I reverted to Islam in May 2006 in Irving, Texas on the day after my 27th birthday. I found Allah and Islam because I was asking God to show me what he wanted me to be, even when I was a child as young as 6 years old. I just never expected to find Allah the way I did, or that I would be Muslim.
How I found Islam:
I moved to a city about 30 miles away when I was in college of about 100,000 people, and still kind of isolated to other cultures and religions.
Only a handful of Muslims lived there as well as just a few Hindus. Any others were students at the university there. There were no international grocery stores or anything for other ethnicities, therefore, the population of these minorities was prevented from growing larger.
I lived with a Hindu friend of mine in 2002 for about a month when my apartment lease finished because I didn’t want to sign a new lease, and I was trying to move to a bigger city (Dallas). However, during this month, I had a discussion with my Hindu friend about religion because they were asking me what my religion was. I wasn’t so sure what I was...but I knew that I was not a Christian because I didn’t believe Jesus was the "son of God". I didn’t understand why I had to ask Jesus to forgive me if God was "all knowing". My natural logic told me that I should be able to just ask God directly, why should I have to ask Jesus to do it for me? All Christians had told me that if I didn’t believe that Jesus was God, that I wasn’t Christian. I didn’t know about other religions so I didn’t know where that left me. I thought I was Atheist and didn’t have a religion. One day, my roommate asked me what my basic beliefs were, and when I told them...they told me "you’re a Muslim". So, I was first told I was a Muslim by a Hindu...SubhanAllah.
They told me that they knew several Muslims that lived in our apartment complex (which served as a dormitory for international students of the college they were going to). I was later introduced to them. They were all from Algeria.

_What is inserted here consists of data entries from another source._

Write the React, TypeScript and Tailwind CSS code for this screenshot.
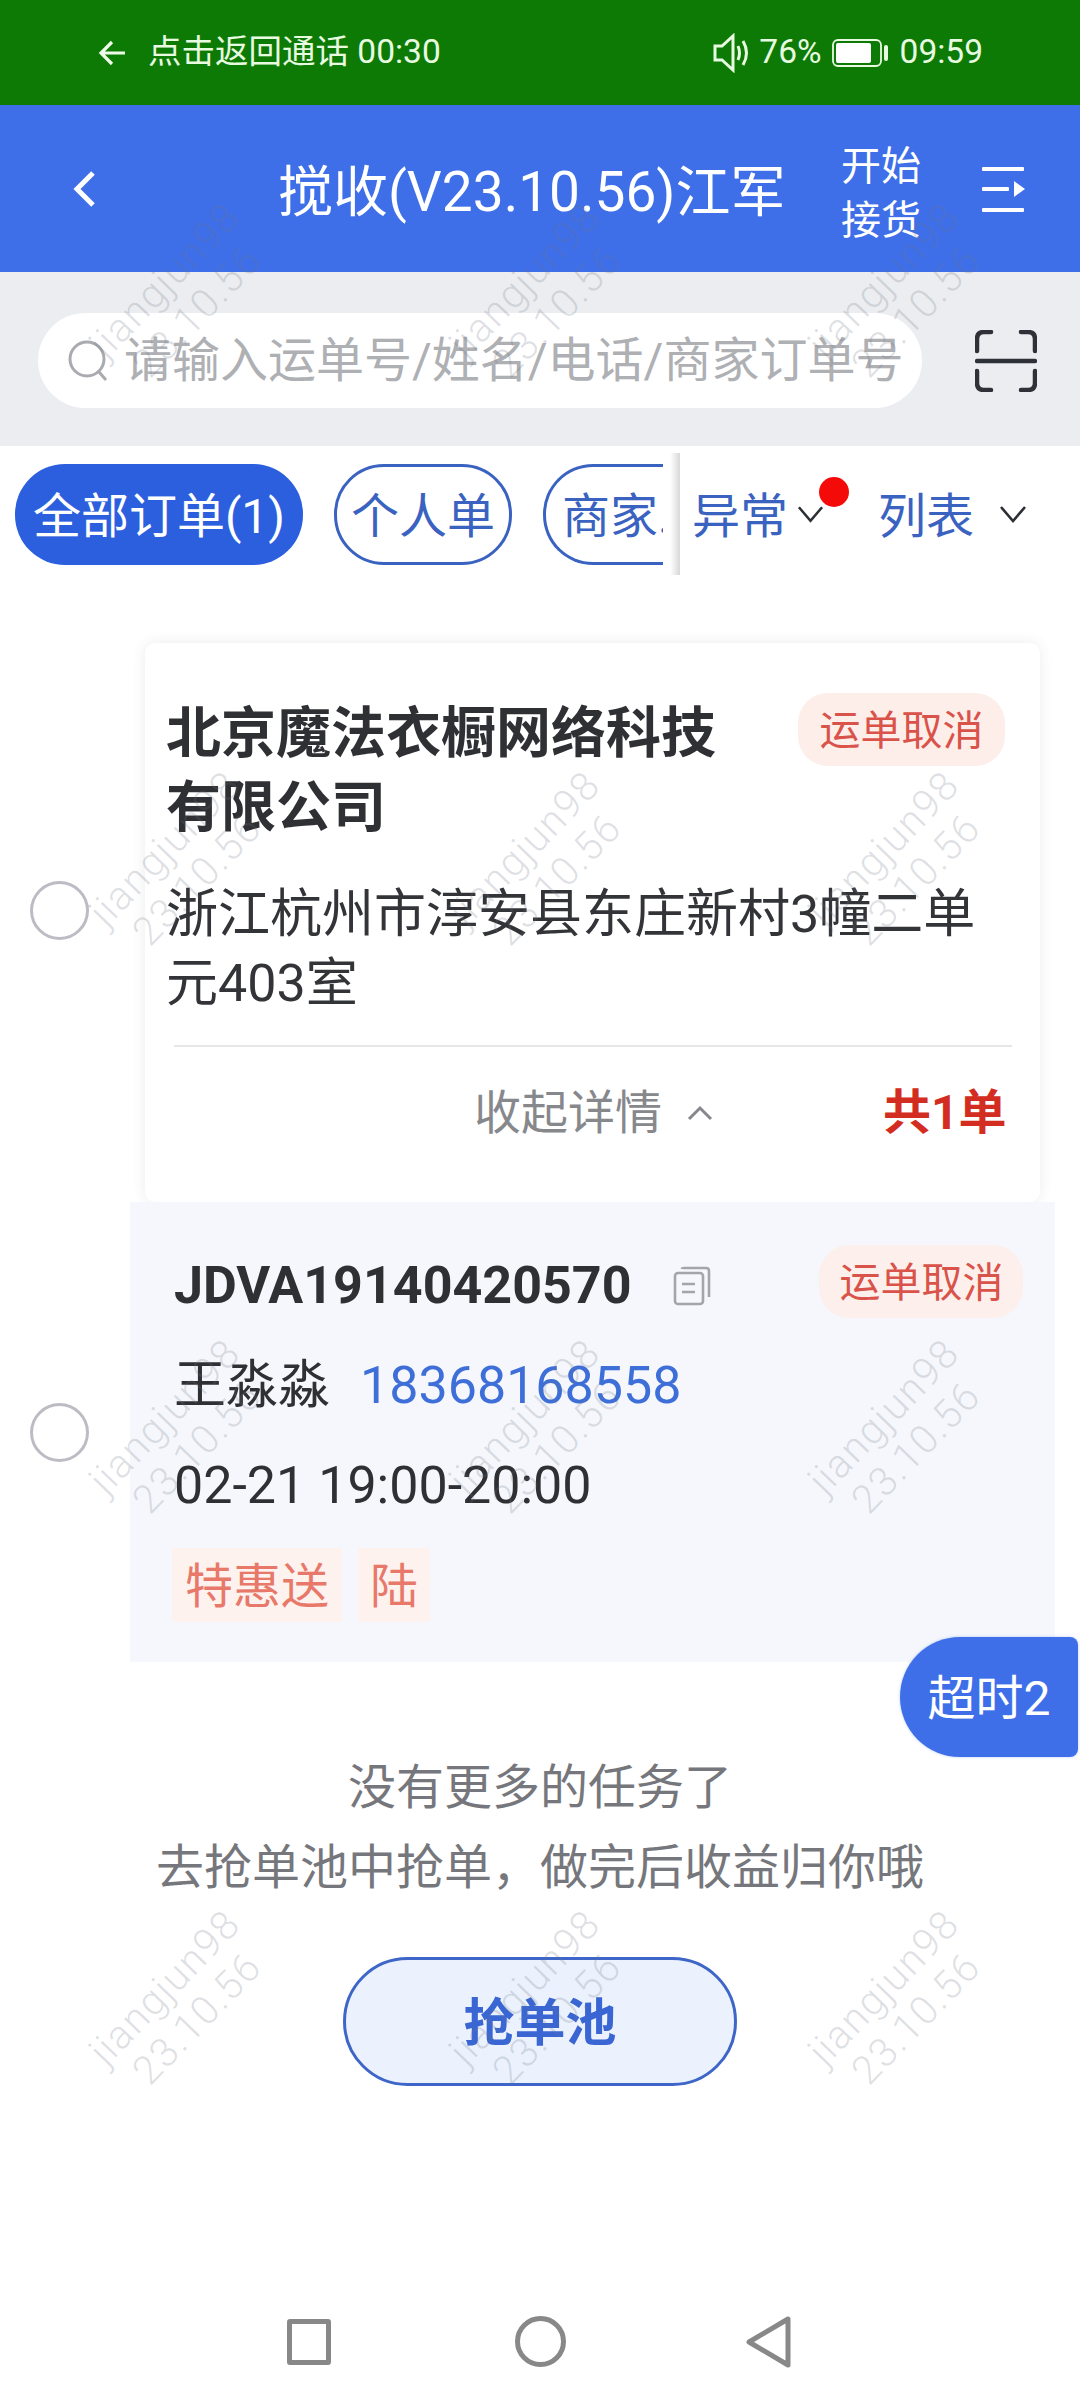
import React from "react";

const marksY = [296, 864, 1432, 2003];
const marksX = [181, 541, 900];

function Chevron({ className }: { className?: string }) {
  return (
    <svg className={className} viewBox="0 0 28 18" fill="none" stroke="#2b2f36" strokeWidth="2.6">
      <path d="M2 2 L14 16 L26 2" />
    </svg>
  );
}

function StatusBadge({ className }: { className?: string }) {
  return (
    <div className={`flex items-center justify-center rounded-[30px] bg-[#fdeeea] pt-[3px] text-[41px] leading-none text-[#d9534a] ${className ?? ""}`}>
      运单取消
    </div>
  );
}

function Radio({ className }: { className?: string }) {
  return <div className={`h-[59px] w-[59px] shrink-0 rounded-full border-[3px] border-[#bcbcc4] bg-white ${className ?? ""}`} />;
}

export default function App() {
  return (
    <div
      className="relative h-[2400px] w-[1080px] overflow-hidden bg-white"
      style={{ fontFamily: 'Roboto, "Noto Sans CJK SC", sans-serif' }}
    >
      {/* status bar */}
      <div className="flex h-[105px] items-center justify-between bg-[#0c7a05] pl-[98px] pr-[97px] text-[33.5px] text-[#e8fbe0]">
        <div className="flex items-center">
          <svg width="28" height="26" viewBox="0 0 28 26" fill="none" stroke="#eefbe8" strokeWidth="3.2">
            <path d="M14 2 L3 13 L14 24 M3 13 H27" />
          </svg>
          <span className="ml-[22px]">点击返回通话 00:30</span>
        </div>
        <div className="flex items-center">
          <svg width="38" height="40" viewBox="0 0 38 40" fill="none" stroke="#e8fbe0" strokeWidth="3">
            <path d="M2 13 H9 L20 3 V37 L9 27 H2 Z" />
            <path d="M25 13 Q28 20 25 27 M30 8 Q37 20 30 32" />
          </svg>
          <span className="ml-[8px]">76%</span>
          <svg className="ml-[10px]" width="57" height="28" viewBox="0 0 57 28" fill="none">
            <rect x="1" y="1" width="48" height="26" rx="5" stroke="#e8fbe0" strokeWidth="1.8" />
            <rect x="4" y="4" width="35" height="20" rx="2" fill="#ffffff" />
            <rect x="52" y="6" width="4" height="16" rx="2" fill="#e8fbe0" />
          </svg>
          <span className="ml-[11px]">09:59</span>
        </div>
      </div>

      {/* header */}
      <div className="flex h-[167px] items-center bg-[#3e6fe8] text-white">
        <svg className="ml-[72px] shrink-0" width="24" height="38" viewBox="0 0 24 38" fill="none" stroke="#ffffff" strokeWidth="5">
          <path d="M21 3 L5 19 L21 35" />
        </svg>
        <div className="ml-[182px] w-[520px] whitespace-nowrap pt-[8px] text-[55px] leading-none">搅收(V23.10.56)江军</div>
        <div className="ml-[43px] w-[80px] pt-[10px] text-[40px] leading-[54px]">
          开始
          <br />
          接货
        </div>
        <svg className="ml-[61px]" width="44" height="46" viewBox="0 0 44 46" fill="#ffffff">
          <rect x="0" y="1" width="42" height="4" rx="1" />
          <rect x="0" y="21" width="27" height="4" rx="1" />
          <path d="M32 15 L43 23 L32 31 Z" />
          <rect x="0" y="42" width="42" height="4" rx="1" />
        </svg>
      </div>

      {/* search */}
      <div className="flex h-[174px] items-start bg-[#ebedf0] pl-[38px] pt-[41px]">
        <div className="flex h-[95px] w-[884px] items-center rounded-full bg-white pl-[30px]">
          <svg width="42" height="44" viewBox="0 0 42 44" fill="none" stroke="#a9abb0" strokeWidth="3">
            <circle cx="19" cy="20" r="17" />
            <path d="M31 33 L38 41" />
          </svg>
          <span className="ml-[14px] whitespace-nowrap text-[48px] leading-none text-[#aeb0b4]">请输入运单号/姓名/电话/商家订单号</span>
        </div>
        <svg className="ml-[53px] mt-[17px]" width="62" height="62" viewBox="0 0 62 62" fill="none" stroke="#2e3238" strokeWidth="4.5" strokeLinecap="round">
          <path d="M2 21 V9 Q2 2 9 2 H16 M46 2 H53 Q60 2 60 9 V21" />
          <path d="M2 31 H60" />
          <path d="M2 41 V53 Q2 60 9 60 H16 M46 60 H53 Q60 60 60 53 V41" />
        </svg>
      </div>

      {/* filter row */}
      <div className="relative flex h-[134px] items-center pl-[15px] pt-[2px] text-[48px] leading-none">
        <div className="flex h-[101px] w-[288px] items-center justify-center rounded-[50px] bg-[#2b5fde] pt-[5px] text-white">全部订单(1)</div>
        <div className="ml-[31px] flex h-[101px] w-[178px] items-center justify-center rounded-[50px] border-[3px] border-[#3a62c0] pt-[5px] text-[#3a62c0]">个人单</div>
        <div className="ml-[31px] flex h-[101px] w-[120px] items-center overflow-hidden rounded-l-[50px] border-y-[3px] border-l-[3px] border-[#3a62c0] pl-[16px] pt-[5px] text-[#3a62c0]">
          <span className="whitespace-nowrap">商家..</span>
        </div>
        <div className="ml-[7px] h-[122px] w-[10px] bg-gradient-to-r from-white to-[#d8d8d8]" />
        <span className="ml-[12px] pt-[5px] text-[#3a62c0]">异常</span>
        <Chevron className="ml-[9px] h-[18px] w-[27px]" />
        <div className="absolute left-[819px] top-[31px] h-[30px] w-[30px] rounded-full bg-[#f50a0a]" />
        <span className="ml-[54px] pt-[5px] text-[#3a62c0]">列表</span>
        <Chevron className="ml-[25px] h-[18px] w-[28px]" />
      </div>

      {/* order card */}
      <div className="mt-[63px] flex items-center pl-[30px]">
        <Radio className="mb-[24px]" />
        <div className="ml-[56px] flex h-[559px] w-[895px] flex-col rounded-[10px] bg-white shadow-[0_0_14px_rgba(60,70,90,0.10)]">
          <div className="flex items-start justify-between pl-[21px] pr-[35px] pt-[53px]">
            <div className="w-[580px] text-[55px] font-bold leading-[74px] text-[#2f3033]">北京魔法衣橱网络科技有限公司</div>
            <StatusBadge className="-mt-[3px] h-[73px] w-[207px]" />
          </div>
          <div className="mt-[36px] pl-[21px] pr-[40px] text-[52px] leading-[69px] text-[#333438]">浙江杭州市淳安县东庄新村3幢二单元403室</div>
          <div className="ml-[29px] mt-[27px] flex h-[130px] w-[838px] items-center border-t-2 border-[#e6e6e8] pt-[3px]">
            <span className="ml-[300px] text-[47px] leading-none text-[#87888c]">收起详情</span>
            <svg className="ml-[25px]" width="26" height="16" viewBox="0 0 26 16" fill="none" stroke="#87888c" strokeWidth="3">
              <path d="M2 14 L13 3 L24 14" />
            </svg>
            <span className="ml-[170px] text-[48px] font-bold leading-none text-[#d32c20]">共1单</span>
          </div>
        </div>
      </div>

      {/* waybill */}
      <div className="flex items-center pl-[30px]">
        <Radio />
        <div className="ml-[41px] h-[460px] w-[925px] bg-[#f5f7fc] pl-[44px]">
          <div className="flex h-[116px] items-end">
            <div className="flex h-[73px] items-center pt-[8px]">
              <span className="text-[52px] font-bold leading-none text-[#2f3033]">JDVA19140420570</span>
              <svg className="ml-[42px]" width="38" height="40" viewBox="0 0 38 40" fill="none" stroke="#a3a5aa" strokeWidth="2.6">
                <rect x="2" y="7" width="28" height="31" rx="3" />
                <path d="M9 3 Q9 2 11 2 H33 Q36 2 36 5 V31" />
                <path d="M9 18 H22 M9 26 H22" />
              </svg>
            </div>
            <StatusBadge className="ml-[108px] h-[73px] w-[204px] bg-[#fdf0ec]" />
          </div>
          <div className="mt-[32px] flex h-[72px] items-center text-[52px] leading-none">
            <span className="text-[#2f3033]">王淼淼</span>
            <span className="ml-[30px] text-[#3e6fd8]">18368168558</span>
          </div>
          <div className="mt-[28px] h-[72px] text-[52px] leading-[72px] text-[#2f3033]">02-21 19:00-20:00</div>
          <div className="ml-[-2px] mt-[26px] flex text-[48px] leading-none text-[#e8796a]">
            <div className="flex h-[74px] w-[170px] items-center justify-center bg-[#fdf2ee] pt-[4px]">特惠送</div>
            <div className="ml-[16px] flex h-[74px] w-[72px] items-center justify-center bg-[#fdf2ee] pt-[4px]">陆</div>
          </div>
        </div>
      </div>

      {/* empty state */}
      <div className="mt-[86px] text-center text-[48px] leading-[80px] text-[#76777c]">
        <div>没有更多的任务了</div>
        <div>去抢单池中抢单，做完后收益归你哦</div>
      </div>
      <div className="ml-[343px] mt-[49px] flex h-[129px] w-[394px] items-center justify-center rounded-[65px] border-[3px] border-[#3e66c8] bg-[#ebf2fd] pt-[3px] text-[51px] font-bold leading-none text-[#3a66d4]">
        抢单池
      </div>

      {/* nav bar */}
      <div className="mt-[233px] flex items-start pl-[287px]">
        <div className="h-[46px] w-[44px] rounded-[3px] border-[5px] border-[#888888]" />
        <div className="ml-[184px] mt-[-3px] h-[51px] w-[51px] rounded-full border-[5px] border-[#888888]" />
        <svg className="ml-[180px] mt-[-3px]" width="46" height="52" viewBox="0 0 46 52" fill="none" stroke="#888888" strokeWidth="5" strokeLinejoin="round">
          <path d="M42 3 V49 L3 26 Z" />
        </svg>
      </div>

      {/* floating badge */}
      <div className="absolute left-[900px] top-[1637px] flex h-[120px] w-[178px] items-center justify-center rounded-l-[60px] rounded-br-[8px] rounded-tr-[8px] bg-[#3e6fe8] pt-[4px] text-[48px] leading-none text-white shadow-[0_0_3px_rgba(60,110,230,0.35)]">
        超时2
      </div>

      {/* watermark */}
      {marksY.map((y) =>
        marksX.map((x) => (
          <div
            key={`${x}-${y}`}
            className="pointer-events-none absolute h-[90px] w-[280px] -rotate-[46deg] text-center text-[40px] font-light leading-[45px] tracking-[1.5px] text-[rgba(110,115,130,0.22)]"
            style={{ left: x - 140, top: y - 45 }}
          >
            <div>jiangjun98</div>
            <div>23.10.56</div>
          </div>
        ))
      )}
    </div>
  );
}
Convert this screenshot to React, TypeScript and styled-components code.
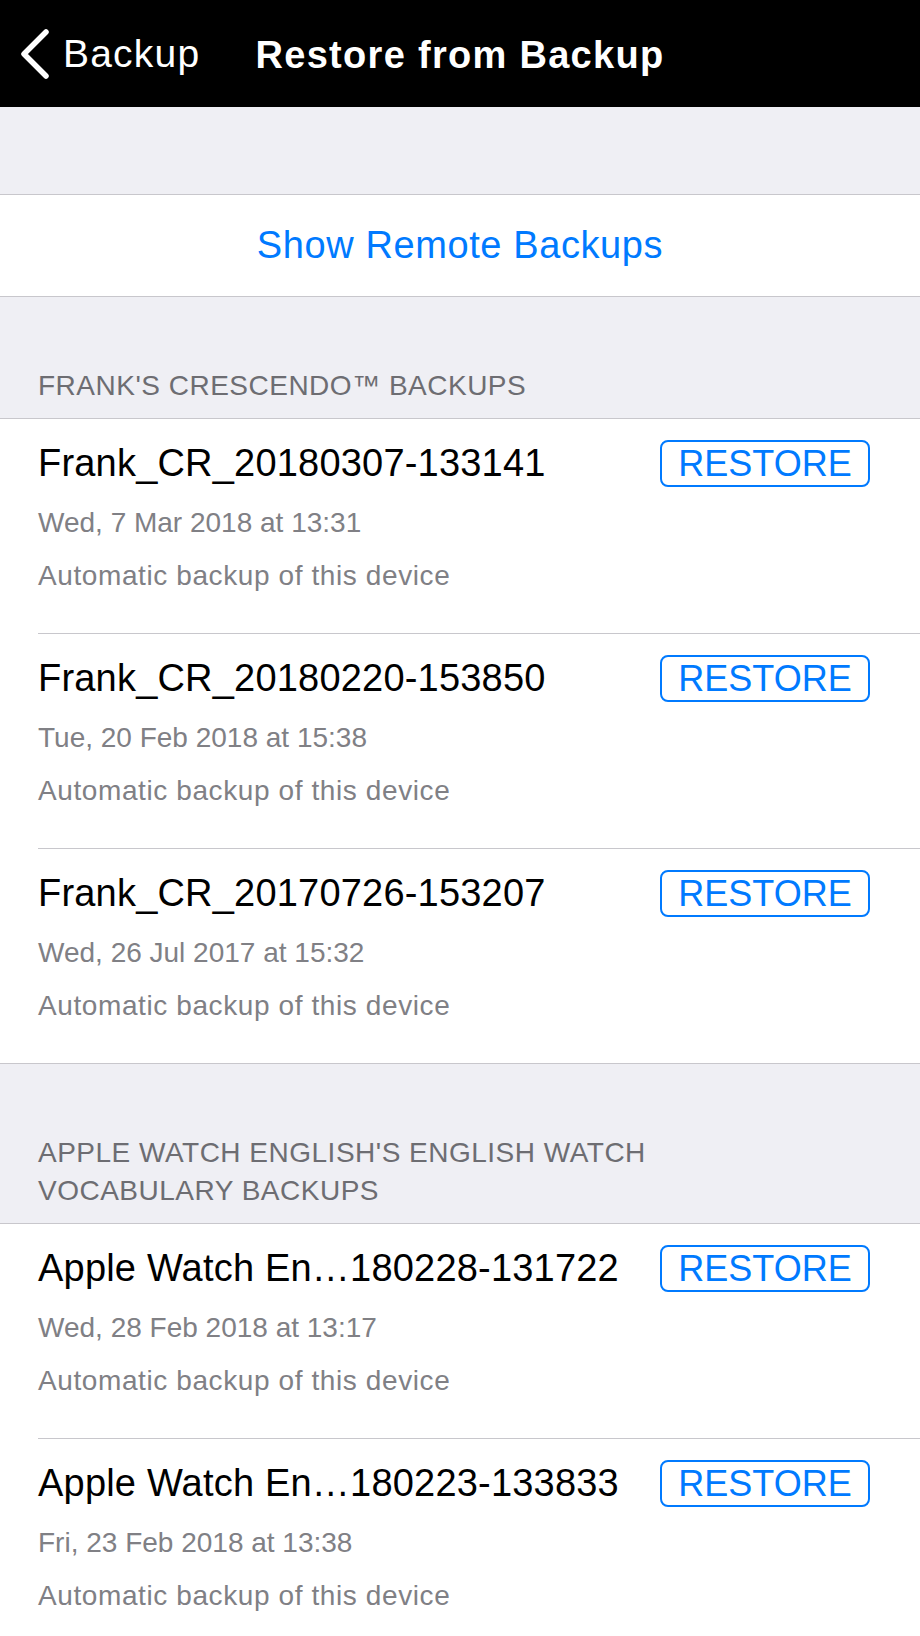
import styled, { createGlobalStyle } from 'styled-components';

const GlobalStyle = createGlobalStyle`
  html, body {
    margin: 0;
    padding: 0;
    background: #efeff4;
    font-family: "Liberation Sans", Arial, sans-serif;
  }
`;

type Backup = {
    name: string;
    date: string;
};

const groups: { title: string; items: Backup[] }[] = [
    {
        title: "Frank's Crescendo™ Backups",
        items: [
            { name: 'Frank_CR_20180307-133141', date: 'Wed, 7 Mar 2018 at 13:31' },
            { name: 'Frank_CR_20180220-153850', date: 'Tue, 20 Feb 2018 at 15:38' },
            { name: 'Frank_CR_20170726-153207', date: 'Wed, 26 Jul 2017 at 15:32' },
        ],
    },
    {
        title: "Apple Watch English's English Watch Vocabulary Backups",
        items: [
            { name: 'Apple Watch En…180228-131722', date: 'Wed, 28 Feb 2018 at 13:17' },
            { name: 'Apple Watch En…180223-133833', date: 'Fri, 23 Feb 2018 at 13:38' },
        ],
    },
];

function Chevron() {
    return (
        <svg width="32" height="52" viewBox="0 0 32 52">
            <polyline
                points="27,4 5,26 27,48"
                fill="none"
                stroke="#fff"
                strokeWidth="5.5"
                strokeLinecap="round"
                strokeLinejoin="round"
            />
        </svg>
    );
}

export default function App() {
    return (
        <>
            <GlobalStyle />
            <Page>
                <NavBar>
                    <BackButton>
                        <Chevron />
                        <BackLabel>Backup</BackLabel>
                    </BackButton>
                    <NavTitle>Restore from Backup</NavTitle>
                </NavBar>

                <Spacer />

                <Group>
                    <RemoteButton>Show Remote Backups</RemoteButton>
                </Group>

                {groups.map((group) => (
                    <section key={group.title}>
                        <SectionHeader>{group.title}</SectionHeader>
                        <Group>
                            {group.items.map((item, i) => (
                                <Row key={item.name} $last={i === group.items.length - 1}>
                                    <TopLine>
                                        <Name>{item.name}</Name>
                                        <RestoreButton>RESTORE</RestoreButton>
                                    </TopLine>
                                    <DateText>{item.date}</DateText>
                                    <Description>Automatic backup of this device</Description>
                                </Row>
                            ))}
                        </Group>
                    </section>
                ))}
            </Page>
        </>
    );
}

const Page = styled.div`
  width: 100%;
  min-height: 1636px;
  background: #efeff4;
`;

const NavBar = styled.header`
  position: relative;
  height: 107px;
  background: #000;
  display: flex;
  align-items: center;
  justify-content: center;
`;

const BackButton = styled.div`
  position: absolute;
  left: 19px;
  top: 28px;
  display: flex;
  align-items: center;
  gap: 12px;
  color: #fff;
`;

const BackLabel = styled.span`
  font-size: 39px;
  letter-spacing: 1.2px;
  line-height: 52px;
`;

const NavTitle = styled.h1`
  margin: 0;
  color: #fff;
  font-size: 38px;
  font-weight: 700;
  letter-spacing: 1.3px;
  line-height: 52px;
  margin-top: 2px;
`;

const Spacer = styled.div`
  height: 87px;
`;

const Group = styled.div`
  background: #fff;
  border-top: 1px solid #c8c7cc;
  border-bottom: 1px solid #c8c7cc;
`;

const RemoteButton = styled.div`
  height: 101px;
  display: flex;
  align-items: center;
  justify-content: center;
  color: #007aff;
  font-size: 38px;
  letter-spacing: 0.6px;
`;

const SectionHeader = styled.h2`
  margin: 0;
  padding: 70px 220px 13px 38px;
  font-size: 28px;
  font-weight: 400;
  line-height: 38px;
  letter-spacing: 0.5px;
  text-transform: uppercase;
  color: #6d6d72;
`;

const Row = styled.div<{ $last: boolean }>`
  position: relative;
  padding: 21px 50px 38px 38px;

  &::after {
    content: '';
    display: ${({ $last }) => ($last ? 'none' : 'block')};
    position: absolute;
    left: 38px;
    right: 0;
    bottom: -1px;
    height: 1px;
    background: #c8c7cc;
  }

  & + & {
    margin-top: 1px;
  }
`;

const TopLine = styled.div`
  height: 47px;
  display: flex;
  align-items: center;
  justify-content: space-between;
  gap: 20px;
`;

const Name = styled.span`
  font-size: 38px;
  letter-spacing: 0.2px;
  color: #000;
  white-space: nowrap;
`;

const RestoreButton = styled.button`
  flex: none;
  width: 210px;
  height: 47px;
  padding: 0;
  border: 2px solid #007aff;
  border-radius: 8px;
  background: #fff;
  color: #007aff;
  font-family: "Liberation Sans", Arial, sans-serif;
  font-size: 36px;
  line-height: 43px;
  cursor: pointer;
`;

const DateText = styled.div`
  margin-top: 17px;
  font-size: 28px;
  line-height: 38px;
  color: #808085;
`;

const Description = styled.div`
  margin-top: 15px;
  font-size: 28px;
  letter-spacing: 0.6px;
  line-height: 38px;
  color: #808085;
`;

I learned I was allergic to something in my friend’s apartment and had to move out. So, the Algerians offered to let me stay with them for a month or so. I did. During this time, it was Ramadan, and I fasted with them. So, my first Ramadan was in 2002 and I wasn’t even "Muslim" at the time.
I actually learned very very little from them...as most of them were not really practicing themselves. I only saw one of them pray…..one time! I didn’t know that at the time that they were not "practicing" Muslims, but looking back I feel bad for them because I feel that they have lost their own religion. These Algerians were all drinking every night, partying, having boyfriend/girlfriends, etc. They were no different than the non-Muslims in my eyes now. There were over 50 Muslims in the nearby apartments, and of all of them, I only saw one of them pray, one time, in the entire time I knew them. Even during Ramadan, and I had five roommates! This saddens me since I know what it means to be a Muslim now. I did receive a Quran from one of them as a gift, but it was a tiny one, all in Arabic. I still have it to this day. That was the only person that shared any knowledge with me about Islam, and all they told me was that Muslims believed in Jesus and Mary also. Alhamdulillah, at least one of them shared something with me!
Later, when I moved to Dallas, I didn’t know a single person there. I was starting my life from scratch there. I wasn’t so much into studying religion at that time, but eventually in 2005, I started studying because of an incident that happened to me one night.